++++ Source excerpt ++++
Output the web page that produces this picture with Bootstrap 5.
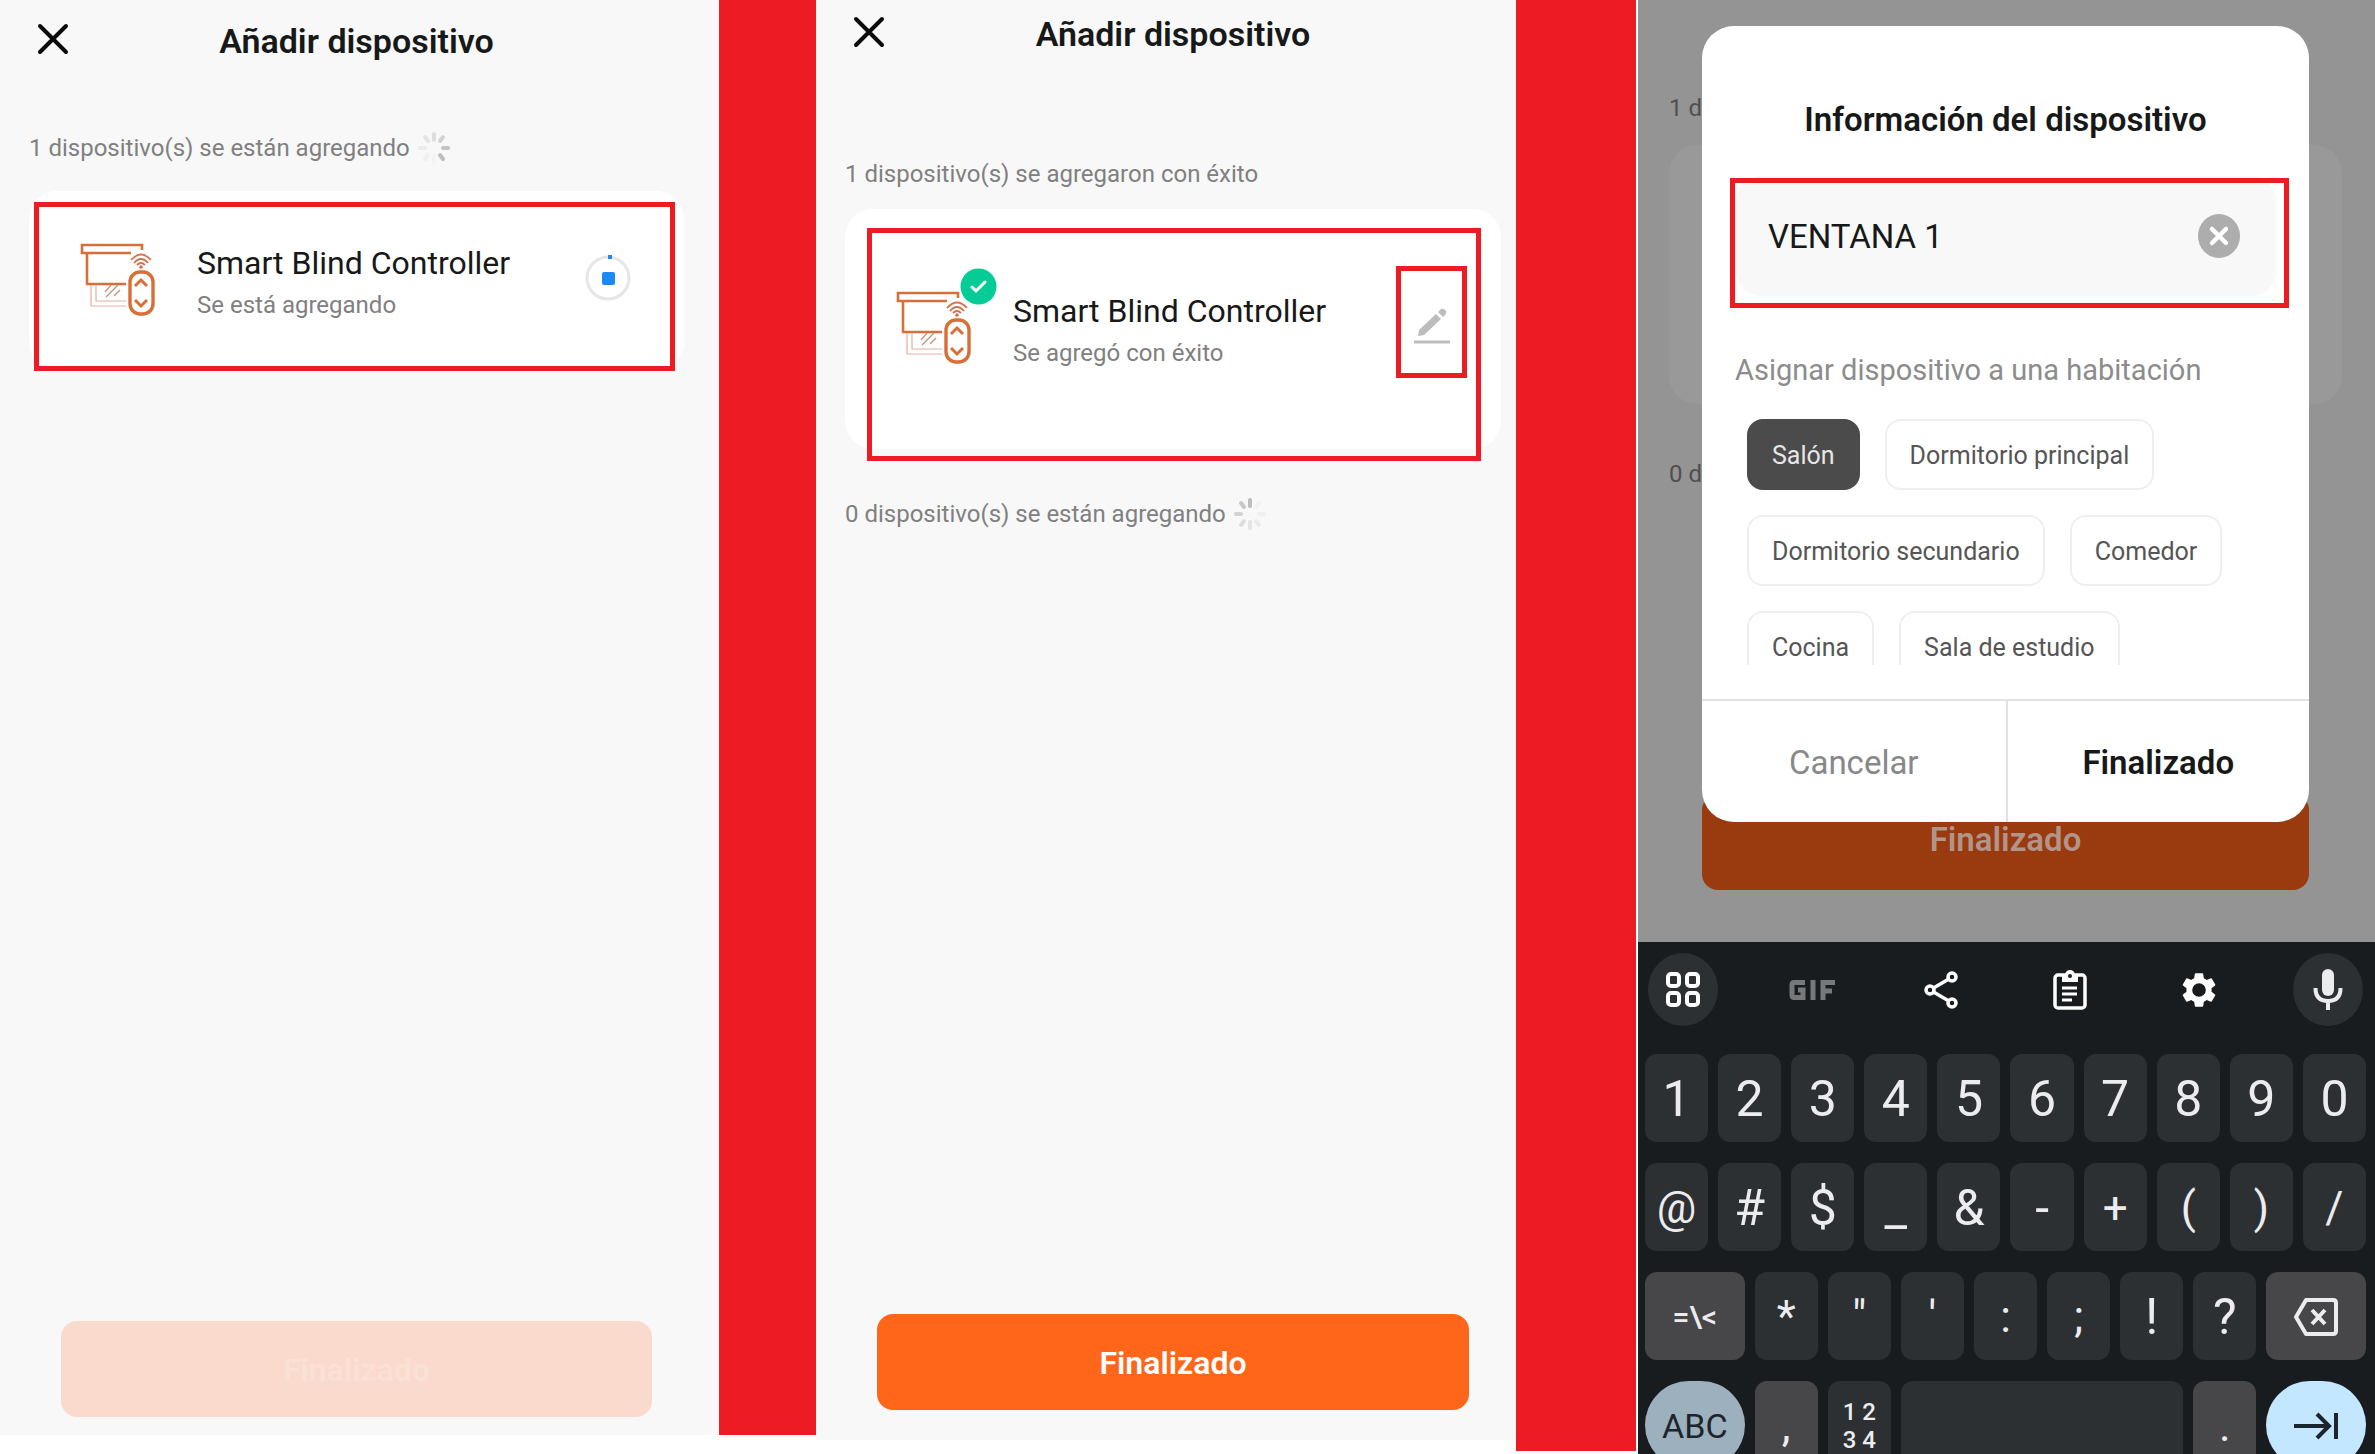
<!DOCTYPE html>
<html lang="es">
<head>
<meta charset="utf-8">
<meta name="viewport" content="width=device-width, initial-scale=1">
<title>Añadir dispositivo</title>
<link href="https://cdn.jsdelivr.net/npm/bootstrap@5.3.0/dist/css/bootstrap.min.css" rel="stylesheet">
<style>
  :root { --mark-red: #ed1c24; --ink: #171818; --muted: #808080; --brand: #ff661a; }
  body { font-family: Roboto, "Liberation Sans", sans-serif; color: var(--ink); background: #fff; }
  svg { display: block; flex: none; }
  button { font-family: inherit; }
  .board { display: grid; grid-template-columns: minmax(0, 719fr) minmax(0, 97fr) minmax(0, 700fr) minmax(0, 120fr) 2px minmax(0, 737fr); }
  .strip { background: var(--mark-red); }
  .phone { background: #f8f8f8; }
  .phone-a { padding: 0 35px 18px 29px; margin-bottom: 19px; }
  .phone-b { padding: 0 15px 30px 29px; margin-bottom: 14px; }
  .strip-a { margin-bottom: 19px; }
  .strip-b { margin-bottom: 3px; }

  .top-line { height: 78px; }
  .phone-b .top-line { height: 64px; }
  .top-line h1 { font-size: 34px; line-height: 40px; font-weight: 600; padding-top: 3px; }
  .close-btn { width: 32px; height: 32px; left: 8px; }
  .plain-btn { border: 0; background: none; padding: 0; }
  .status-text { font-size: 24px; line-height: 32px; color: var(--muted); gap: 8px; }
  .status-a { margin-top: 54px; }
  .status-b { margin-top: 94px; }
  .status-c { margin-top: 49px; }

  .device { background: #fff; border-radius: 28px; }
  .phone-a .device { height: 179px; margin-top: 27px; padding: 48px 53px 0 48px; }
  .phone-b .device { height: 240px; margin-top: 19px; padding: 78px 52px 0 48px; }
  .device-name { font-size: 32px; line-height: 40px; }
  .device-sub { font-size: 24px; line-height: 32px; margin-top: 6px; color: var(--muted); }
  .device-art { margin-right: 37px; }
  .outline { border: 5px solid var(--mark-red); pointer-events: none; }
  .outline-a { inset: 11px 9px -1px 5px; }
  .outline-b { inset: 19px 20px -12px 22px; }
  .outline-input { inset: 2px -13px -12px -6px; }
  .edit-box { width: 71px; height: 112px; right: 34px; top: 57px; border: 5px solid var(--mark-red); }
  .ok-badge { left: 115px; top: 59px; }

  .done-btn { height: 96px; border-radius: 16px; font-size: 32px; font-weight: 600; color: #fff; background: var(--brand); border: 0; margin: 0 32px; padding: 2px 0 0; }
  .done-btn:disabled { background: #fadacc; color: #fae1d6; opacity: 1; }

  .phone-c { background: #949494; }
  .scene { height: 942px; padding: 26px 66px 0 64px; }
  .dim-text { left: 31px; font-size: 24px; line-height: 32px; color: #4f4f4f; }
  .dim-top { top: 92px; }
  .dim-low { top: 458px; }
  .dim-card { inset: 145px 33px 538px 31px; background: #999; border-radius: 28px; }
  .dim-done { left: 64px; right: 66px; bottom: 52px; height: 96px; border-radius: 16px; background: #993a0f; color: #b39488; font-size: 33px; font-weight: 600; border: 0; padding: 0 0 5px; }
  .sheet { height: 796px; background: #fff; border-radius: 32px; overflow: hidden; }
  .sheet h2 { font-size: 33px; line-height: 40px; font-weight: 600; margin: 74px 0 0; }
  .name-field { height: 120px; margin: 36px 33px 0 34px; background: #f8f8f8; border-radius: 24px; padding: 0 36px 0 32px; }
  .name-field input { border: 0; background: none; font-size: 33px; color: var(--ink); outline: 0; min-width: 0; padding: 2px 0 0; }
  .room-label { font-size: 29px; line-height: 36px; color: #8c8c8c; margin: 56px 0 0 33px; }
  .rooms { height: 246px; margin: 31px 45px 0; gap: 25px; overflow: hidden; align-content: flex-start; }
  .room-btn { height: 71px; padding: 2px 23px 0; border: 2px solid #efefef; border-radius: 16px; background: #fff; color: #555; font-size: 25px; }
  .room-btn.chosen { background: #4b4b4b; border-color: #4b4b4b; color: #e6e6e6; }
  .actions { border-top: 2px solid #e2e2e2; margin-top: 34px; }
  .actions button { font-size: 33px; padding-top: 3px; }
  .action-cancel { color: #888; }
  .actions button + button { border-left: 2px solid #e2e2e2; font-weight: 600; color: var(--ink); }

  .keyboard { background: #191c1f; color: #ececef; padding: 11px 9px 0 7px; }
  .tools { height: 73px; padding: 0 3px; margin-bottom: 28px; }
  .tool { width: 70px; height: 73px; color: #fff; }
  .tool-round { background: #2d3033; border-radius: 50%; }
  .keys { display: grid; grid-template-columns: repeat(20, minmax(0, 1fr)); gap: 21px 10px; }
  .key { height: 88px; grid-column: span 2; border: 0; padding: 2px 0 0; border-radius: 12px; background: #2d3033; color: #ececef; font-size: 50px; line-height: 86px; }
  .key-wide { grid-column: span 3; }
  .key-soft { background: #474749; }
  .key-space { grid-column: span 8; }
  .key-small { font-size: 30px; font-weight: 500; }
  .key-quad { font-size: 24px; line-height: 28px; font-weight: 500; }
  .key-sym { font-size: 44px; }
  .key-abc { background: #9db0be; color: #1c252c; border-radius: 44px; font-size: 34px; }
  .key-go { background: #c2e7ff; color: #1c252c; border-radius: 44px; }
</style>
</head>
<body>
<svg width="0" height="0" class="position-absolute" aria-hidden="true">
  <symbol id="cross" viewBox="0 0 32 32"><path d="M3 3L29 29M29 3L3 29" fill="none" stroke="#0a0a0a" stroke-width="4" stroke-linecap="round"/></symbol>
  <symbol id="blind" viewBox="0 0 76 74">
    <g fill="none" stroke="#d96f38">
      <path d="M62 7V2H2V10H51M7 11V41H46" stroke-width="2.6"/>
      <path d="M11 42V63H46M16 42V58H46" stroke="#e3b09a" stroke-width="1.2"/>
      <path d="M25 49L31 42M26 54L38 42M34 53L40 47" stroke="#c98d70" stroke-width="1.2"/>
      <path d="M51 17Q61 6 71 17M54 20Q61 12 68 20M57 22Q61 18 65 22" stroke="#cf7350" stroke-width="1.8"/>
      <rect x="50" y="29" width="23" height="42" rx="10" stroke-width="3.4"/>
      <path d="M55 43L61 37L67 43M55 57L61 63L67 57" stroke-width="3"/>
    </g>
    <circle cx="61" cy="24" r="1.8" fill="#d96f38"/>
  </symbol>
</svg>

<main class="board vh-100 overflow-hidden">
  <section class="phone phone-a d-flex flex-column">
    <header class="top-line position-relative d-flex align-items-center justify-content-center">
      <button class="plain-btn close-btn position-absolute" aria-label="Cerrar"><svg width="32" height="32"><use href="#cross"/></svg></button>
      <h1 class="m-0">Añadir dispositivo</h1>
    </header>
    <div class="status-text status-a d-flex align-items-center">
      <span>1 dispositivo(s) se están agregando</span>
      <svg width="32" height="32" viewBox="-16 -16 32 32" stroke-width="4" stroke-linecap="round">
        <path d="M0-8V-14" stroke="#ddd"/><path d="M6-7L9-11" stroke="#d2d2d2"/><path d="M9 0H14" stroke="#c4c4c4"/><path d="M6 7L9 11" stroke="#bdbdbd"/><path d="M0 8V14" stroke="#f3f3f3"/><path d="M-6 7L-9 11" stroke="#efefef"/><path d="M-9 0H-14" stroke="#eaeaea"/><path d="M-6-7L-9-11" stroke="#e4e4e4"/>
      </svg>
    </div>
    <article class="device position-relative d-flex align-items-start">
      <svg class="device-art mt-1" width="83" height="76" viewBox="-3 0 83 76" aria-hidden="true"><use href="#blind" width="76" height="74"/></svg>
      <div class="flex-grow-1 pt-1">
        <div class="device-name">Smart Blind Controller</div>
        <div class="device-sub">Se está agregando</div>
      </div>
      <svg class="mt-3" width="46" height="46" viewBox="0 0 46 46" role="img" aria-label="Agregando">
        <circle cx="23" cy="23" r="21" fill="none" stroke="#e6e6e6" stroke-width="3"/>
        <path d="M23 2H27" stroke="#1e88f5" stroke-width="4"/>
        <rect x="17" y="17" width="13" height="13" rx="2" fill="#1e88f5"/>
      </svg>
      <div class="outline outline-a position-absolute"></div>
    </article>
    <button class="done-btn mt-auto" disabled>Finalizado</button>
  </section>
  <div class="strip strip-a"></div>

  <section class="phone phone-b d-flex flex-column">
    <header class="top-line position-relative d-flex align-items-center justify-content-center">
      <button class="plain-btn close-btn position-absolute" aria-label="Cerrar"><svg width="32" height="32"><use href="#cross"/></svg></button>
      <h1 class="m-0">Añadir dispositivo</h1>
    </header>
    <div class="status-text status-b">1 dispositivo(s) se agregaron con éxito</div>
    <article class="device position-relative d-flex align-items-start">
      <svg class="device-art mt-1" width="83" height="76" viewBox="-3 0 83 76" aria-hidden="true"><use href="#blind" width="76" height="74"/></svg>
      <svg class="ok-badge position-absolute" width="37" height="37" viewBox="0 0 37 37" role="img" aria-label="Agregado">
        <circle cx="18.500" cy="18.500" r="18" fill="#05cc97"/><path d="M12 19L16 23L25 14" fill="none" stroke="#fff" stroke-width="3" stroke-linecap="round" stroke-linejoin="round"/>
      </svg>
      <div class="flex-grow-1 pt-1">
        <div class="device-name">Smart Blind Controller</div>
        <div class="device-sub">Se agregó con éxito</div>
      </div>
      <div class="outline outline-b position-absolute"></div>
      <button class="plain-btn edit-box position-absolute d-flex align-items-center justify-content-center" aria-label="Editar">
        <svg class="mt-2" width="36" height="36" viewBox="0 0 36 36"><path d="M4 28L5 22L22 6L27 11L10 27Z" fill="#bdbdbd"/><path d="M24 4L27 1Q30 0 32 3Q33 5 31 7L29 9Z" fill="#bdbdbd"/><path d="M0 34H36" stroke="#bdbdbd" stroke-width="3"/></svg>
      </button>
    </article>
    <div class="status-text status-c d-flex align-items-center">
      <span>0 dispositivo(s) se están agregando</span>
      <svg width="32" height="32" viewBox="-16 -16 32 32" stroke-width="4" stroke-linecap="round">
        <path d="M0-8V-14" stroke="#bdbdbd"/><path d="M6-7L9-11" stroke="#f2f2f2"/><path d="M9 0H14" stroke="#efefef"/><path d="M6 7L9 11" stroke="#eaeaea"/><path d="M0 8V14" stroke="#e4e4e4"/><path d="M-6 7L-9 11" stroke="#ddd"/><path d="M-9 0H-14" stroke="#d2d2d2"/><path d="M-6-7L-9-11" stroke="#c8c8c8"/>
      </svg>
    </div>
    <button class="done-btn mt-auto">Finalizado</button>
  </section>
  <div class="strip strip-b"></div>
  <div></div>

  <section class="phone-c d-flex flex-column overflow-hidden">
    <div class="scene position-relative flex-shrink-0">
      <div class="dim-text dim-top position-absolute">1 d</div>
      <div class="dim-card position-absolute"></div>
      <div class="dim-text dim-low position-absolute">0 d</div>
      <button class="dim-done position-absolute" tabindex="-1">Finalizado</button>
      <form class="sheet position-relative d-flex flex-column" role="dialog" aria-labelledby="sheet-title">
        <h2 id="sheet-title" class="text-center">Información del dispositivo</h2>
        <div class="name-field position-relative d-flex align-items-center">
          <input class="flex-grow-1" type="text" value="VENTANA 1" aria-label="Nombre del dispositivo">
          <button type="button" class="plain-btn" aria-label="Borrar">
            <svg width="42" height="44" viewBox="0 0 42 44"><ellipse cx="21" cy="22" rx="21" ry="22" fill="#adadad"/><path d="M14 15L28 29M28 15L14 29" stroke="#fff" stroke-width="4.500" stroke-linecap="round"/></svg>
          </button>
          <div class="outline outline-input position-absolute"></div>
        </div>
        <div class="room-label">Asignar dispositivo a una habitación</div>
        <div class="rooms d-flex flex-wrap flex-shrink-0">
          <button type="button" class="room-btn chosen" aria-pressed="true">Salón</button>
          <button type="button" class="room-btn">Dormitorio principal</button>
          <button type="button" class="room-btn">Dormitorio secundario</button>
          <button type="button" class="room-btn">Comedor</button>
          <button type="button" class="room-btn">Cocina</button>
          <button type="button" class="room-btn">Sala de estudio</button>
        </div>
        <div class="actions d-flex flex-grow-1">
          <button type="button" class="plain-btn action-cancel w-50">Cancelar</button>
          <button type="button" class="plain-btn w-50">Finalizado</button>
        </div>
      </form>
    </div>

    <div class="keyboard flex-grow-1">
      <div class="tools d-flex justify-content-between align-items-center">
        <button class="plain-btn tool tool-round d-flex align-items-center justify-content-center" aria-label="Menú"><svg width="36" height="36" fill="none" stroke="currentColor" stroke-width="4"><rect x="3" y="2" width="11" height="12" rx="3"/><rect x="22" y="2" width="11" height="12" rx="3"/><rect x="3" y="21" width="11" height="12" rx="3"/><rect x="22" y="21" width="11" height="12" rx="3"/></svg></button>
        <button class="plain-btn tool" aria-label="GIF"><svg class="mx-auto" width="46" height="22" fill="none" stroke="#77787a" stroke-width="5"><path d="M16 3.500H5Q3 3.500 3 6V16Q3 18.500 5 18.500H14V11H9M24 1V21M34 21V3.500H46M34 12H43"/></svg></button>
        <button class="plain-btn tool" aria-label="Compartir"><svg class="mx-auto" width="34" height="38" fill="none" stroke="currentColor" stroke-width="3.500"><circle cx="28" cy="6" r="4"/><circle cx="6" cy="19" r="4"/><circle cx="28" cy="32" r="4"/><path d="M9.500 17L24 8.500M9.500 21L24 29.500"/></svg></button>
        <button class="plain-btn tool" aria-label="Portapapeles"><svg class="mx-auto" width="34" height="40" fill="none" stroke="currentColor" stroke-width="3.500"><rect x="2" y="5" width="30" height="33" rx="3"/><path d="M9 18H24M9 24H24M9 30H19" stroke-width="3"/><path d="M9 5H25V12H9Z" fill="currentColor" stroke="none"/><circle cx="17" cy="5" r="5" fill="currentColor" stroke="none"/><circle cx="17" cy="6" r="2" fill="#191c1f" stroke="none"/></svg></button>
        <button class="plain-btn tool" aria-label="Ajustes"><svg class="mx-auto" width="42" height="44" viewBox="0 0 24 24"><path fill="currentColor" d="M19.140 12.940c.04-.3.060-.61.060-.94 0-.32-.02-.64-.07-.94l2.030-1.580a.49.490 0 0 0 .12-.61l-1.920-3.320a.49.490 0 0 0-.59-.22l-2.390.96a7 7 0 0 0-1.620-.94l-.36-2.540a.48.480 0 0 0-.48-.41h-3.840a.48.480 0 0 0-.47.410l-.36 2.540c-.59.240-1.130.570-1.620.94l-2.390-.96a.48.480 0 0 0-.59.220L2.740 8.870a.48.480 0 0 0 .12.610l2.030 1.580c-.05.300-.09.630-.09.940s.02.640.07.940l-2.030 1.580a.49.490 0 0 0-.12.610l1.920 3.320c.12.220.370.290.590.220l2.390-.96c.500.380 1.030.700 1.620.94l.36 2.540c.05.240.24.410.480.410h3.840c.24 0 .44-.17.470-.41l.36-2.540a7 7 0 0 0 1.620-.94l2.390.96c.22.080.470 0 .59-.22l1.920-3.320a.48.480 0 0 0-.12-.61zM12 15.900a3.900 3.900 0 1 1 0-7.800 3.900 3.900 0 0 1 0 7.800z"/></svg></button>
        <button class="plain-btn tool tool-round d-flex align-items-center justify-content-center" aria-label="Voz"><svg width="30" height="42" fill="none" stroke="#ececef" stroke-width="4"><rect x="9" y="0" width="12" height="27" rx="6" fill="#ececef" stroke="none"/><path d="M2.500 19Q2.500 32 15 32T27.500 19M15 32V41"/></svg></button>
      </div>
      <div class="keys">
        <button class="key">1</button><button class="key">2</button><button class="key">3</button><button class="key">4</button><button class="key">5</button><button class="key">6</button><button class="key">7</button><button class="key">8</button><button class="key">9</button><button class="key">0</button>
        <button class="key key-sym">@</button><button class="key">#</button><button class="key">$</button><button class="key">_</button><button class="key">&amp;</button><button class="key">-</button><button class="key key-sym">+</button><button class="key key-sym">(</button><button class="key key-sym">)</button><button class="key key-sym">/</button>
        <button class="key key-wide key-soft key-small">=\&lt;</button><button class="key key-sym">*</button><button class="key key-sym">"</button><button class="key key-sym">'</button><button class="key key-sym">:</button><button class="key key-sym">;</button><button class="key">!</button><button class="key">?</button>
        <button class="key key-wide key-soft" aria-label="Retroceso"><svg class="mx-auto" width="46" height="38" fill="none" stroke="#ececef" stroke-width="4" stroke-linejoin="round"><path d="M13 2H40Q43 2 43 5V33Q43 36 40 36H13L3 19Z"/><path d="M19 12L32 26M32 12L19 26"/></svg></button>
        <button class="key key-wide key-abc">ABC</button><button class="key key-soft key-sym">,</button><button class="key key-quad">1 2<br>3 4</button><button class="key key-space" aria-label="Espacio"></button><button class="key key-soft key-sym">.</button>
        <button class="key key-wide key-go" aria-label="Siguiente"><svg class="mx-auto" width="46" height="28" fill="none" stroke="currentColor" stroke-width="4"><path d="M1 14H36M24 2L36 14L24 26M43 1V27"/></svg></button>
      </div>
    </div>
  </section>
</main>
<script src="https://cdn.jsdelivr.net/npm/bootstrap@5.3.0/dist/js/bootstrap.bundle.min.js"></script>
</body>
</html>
++++
Aim:
Give again, exactly, the lines from the start of the data through the one holding "115px; top: 59px;"; omit the pictures.

Answer below:
Output the web page that produces this picture with Bootstrap 5.
<!DOCTYPE html>
<html lang="es">
<head>
<meta charset="utf-8">
<meta name="viewport" content="width=device-width, initial-scale=1">
<title>Añadir dispositivo</title>
<link href="https://cdn.jsdelivr.net/npm/bootstrap@5.3.0/dist/css/bootstrap.min.css" rel="stylesheet">
<style>
  :root { --mark-red: #ed1c24; --ink: #171818; --muted: #808080; --brand: #ff661a; }
  body { font-family: Roboto, "Liberation Sans", sans-serif; color: var(--ink); background: #fff; }
  svg { display: block; flex: none; }
  button { font-family: inherit; }
  .board { display: grid; grid-template-columns: minmax(0, 719fr) minmax(0, 97fr) minmax(0, 700fr) minmax(0, 120fr) 2px minmax(0, 737fr); }
  .strip { background: var(--mark-red); }
  .phone { background: #f8f8f8; }
  .phone-a { padding: 0 35px 18px 29px; margin-bottom: 19px; }
  .phone-b { padding: 0 15px 30px 29px; margin-bottom: 14px; }
  .strip-a { margin-bottom: 19px; }
  .strip-b { margin-bottom: 3px; }

  .top-line { height: 78px; }
  .phone-b .top-line { height: 64px; }
  .top-line h1 { font-size: 34px; line-height: 40px; font-weight: 600; padding-top: 3px; }
  .close-btn { width: 32px; height: 32px; left: 8px; }
  .plain-btn { border: 0; background: none; padding: 0; }
  .status-text { font-size: 24px; line-height: 32px; color: var(--muted); gap: 8px; }
  .status-a { margin-top: 54px; }
  .status-b { margin-top: 94px; }
  .status-c { margin-top: 49px; }

  .device { background: #fff; border-radius: 28px; }
  .phone-a .device { height: 179px; margin-top: 27px; padding: 48px 53px 0 48px; }
  .phone-b .device { height: 240px; margin-top: 19px; padding: 78px 52px 0 48px; }
  .device-name { font-size: 32px; line-height: 40px; }
  .device-sub { font-size: 24px; line-height: 32px; margin-top: 6px; color: var(--muted); }
  .device-art { margin-right: 37px; }
  .outline { border: 5px solid var(--mark-red); pointer-events: none; }
  .outline-a { inset: 11px 9px -1px 5px; }
  .outline-b { inset: 19px 20px -12px 22px; }
  .outline-input { inset: 2px -13px -12px -6px; }
  .edit-box { width: 71px; height: 112px; right: 34px; top: 57px; border: 5px solid var(--mark-red); }
  .ok-badge { left: 115px; top: 59px; }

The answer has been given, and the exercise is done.